The 1960s saw the advent of the Italian Arte Povera movement – coined as such by Germano Celant in 1967. In works such as Verso l’infinito and Cielo Accorciato (1969-1970), Anselmo addresses the limits of representation as put forward by established art practices, aiming to demonstrate the ways in which infinity can be conceived by the viewer, although not materially quantified. In Pier Paolo Calzolari’s Scalea (mi rfea pra) (1968) three lead steps a frozen using a small refrigerator unit. Invoking a dialectic between hot and cold, weight and weightlessness, the reconciliation of opposites in the work invites comparison with the work of Luciano Fabro, whose Foro da 8 mm. Tautologia (1967) is equally concerned with the rationale of perception. Works by Michelangelo Pistoletto and Alighiero Boetti demonstrate a similar concern with mimesis, as well as with performance and collaboration. While Boetti’s ballpoint pen picture, Fame di Vento (1979) was made by a team of art students, Pistoletto’s Cane allo Specchio (1971) directly involves the viewer, who becomes part of the work, reflected in its mirrored surface.

During the 1960s and 1970s artists became increasingly critical of institutional convention. British collective, Art & Language’s work confronted mainstream art practices, while Romanian artist, André Cadere used his Barres de bois rond (1970-1978) – poles handmade from primary-colored wooden cylindrical components – to liberate himself from the confines of the gallery space. Daniel Buren’s in situ striped artworks interrogate the relationship between art and the spaces in which it is installed. Akin to Cadere’s nomadic practice, Stanley Brouwn’s work captures movement and time. From the 1970s, Brouwn obsessively recorded his own footsteps on index cards archived in metal filing cabinets, making impersonal the subjective experience of the journey.

Central to many Conceptual artists’ practices was the intersection of linguistic and visual representation. John Baldessari’s Word Chain: Faucet (Ilene's story) (1975) builds a narrative from a fragmentary database of words and images. Collaged together, the cyclical nature of the work hints at events and memories from the eponymous Ilene’s life, while the words guide the viewer’s understanding of its timeline. While his later work went on to explore language, Mel Bochner’s early practice probes the ways in which we receive and interpret information. In Forgetting Is The Only Continuum, first conceived of in 1970, Bochner questions the essential relationship between an idea and the means of its communication; this body of work marked a critical moment in the history of early conceptual art. Challenging the traditional relationship between an idea and its visual explanation, Marcel Broodthaers’ Roule Moule (1967) sets out the title of the work beneath a panel of varnished mussels, leading the viewer to consider the structural connection between language and image.

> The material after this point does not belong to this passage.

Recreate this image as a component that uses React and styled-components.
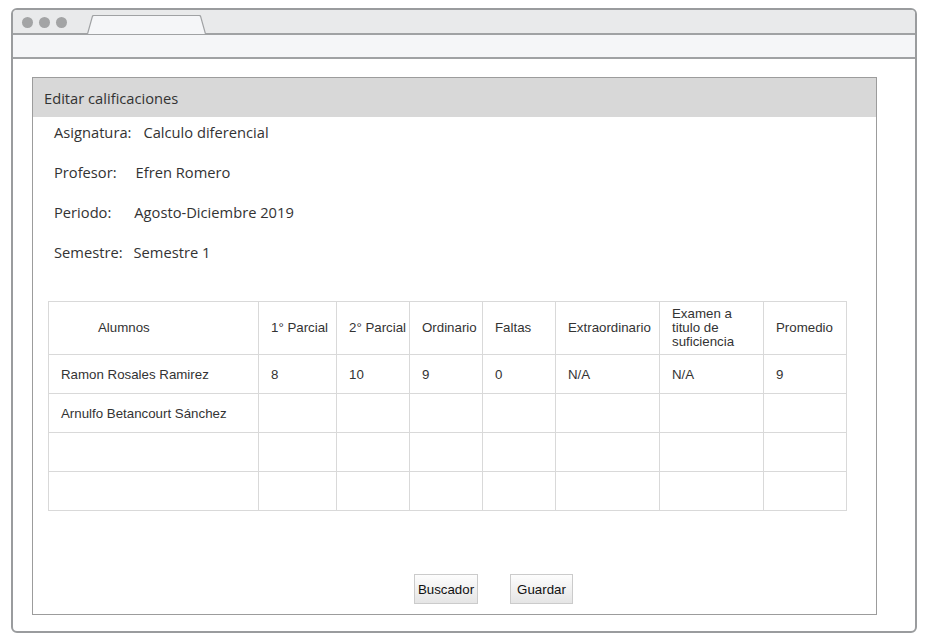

Throughout this period, photography assumed a central role in Conceptual art. In Europe, Hans-Peter Feldmann developed his Time Series, in which he took a sequence of consecutive images of a single subject. Displayed as a group, the photographs have little or no narrative, drawing on everyday life as a source of inspiration. In their Drinking Pieces, including Staggering (1972-1973) Gilbert & George likewise grouped photographs that conjured a lived experience. Japanese artist, Keiji Uematsu developed an approach to photography that explores the invisible forces at work between body and object, using the photographic medium to explore both sculptural conventions and the act of perception. Similarly, in the US, Vito Acconci merged performance and photography with works including Lay of the Land (1969), in which a simple directive to take pictures from five different points on the artist’s body while lying down in Central Park results in a collection of photographs that challenge the camera’s point of view. Painted in the same year, while Paul Thek’s landscapes on newspaper seem comparatively traditional, they are no less subjective than Acconci’s performance-based art, and in many ways just as subversive, made at a time when many artists had turned away from such outdated modes of representation.